Before satellites registered Lut as a contender, one of the hottest areas on Earth was thought to be El Azizia, Libya, where a 1922 measurement of 136 degrees stood as a record for decades. (Winds blowing from the nearby Sahara Desert contributed to the oppressive heat.)

While the World Meteorological Organization (WMO) acknowledged this reading as the hottest on record for years, they later declared that instrumentation problems and other concerns led to new doubts about the accuracy.

Naturally, declaring the hottest place on Earth might be about more than just a single isolated reading. If it’s consistency we’re after, then the appropriately-named Death Valley in California, where temperatures are consistently 90 degrees or above for roughly half the year and at least 100 degrees for 140 days annually, has to be a contender. A blistering temperature of 134 degrees was recorded there in 1913.

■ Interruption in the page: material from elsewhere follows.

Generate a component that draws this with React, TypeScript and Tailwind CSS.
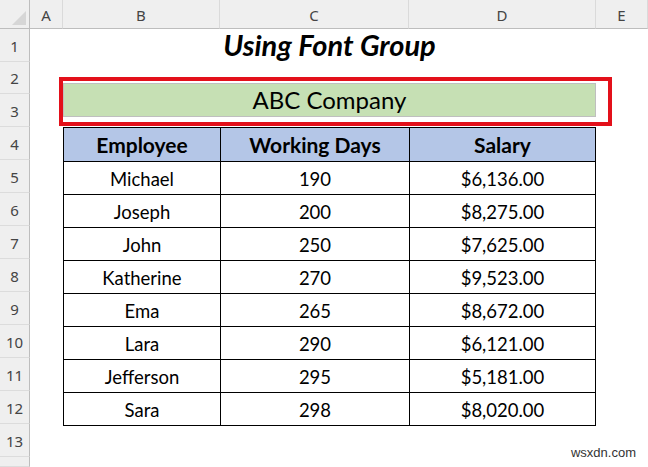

Both Death Valley and Libya were measured using air temperature readings, while Lut was taken from a land reading, making all three pretty valid contenders. These are not urban areas, and paving the hottest place on Earth with sidewalks would be a very, very bad idea. Temperatures as low as 95 degrees can cause blacktop and pavement to reach skin-scorching temperatures of 141 degrees.

There are always additional factors to consider beyond a temperature number, however. In 2015, Bandar Mahshahr in Iran recorded temperatures of 115 degrees but a heat index—what it feels like outside when accounting for significant humidity—of an astounding 163 degrees. That thought might be one of the few things able to cool Phoenix residents off.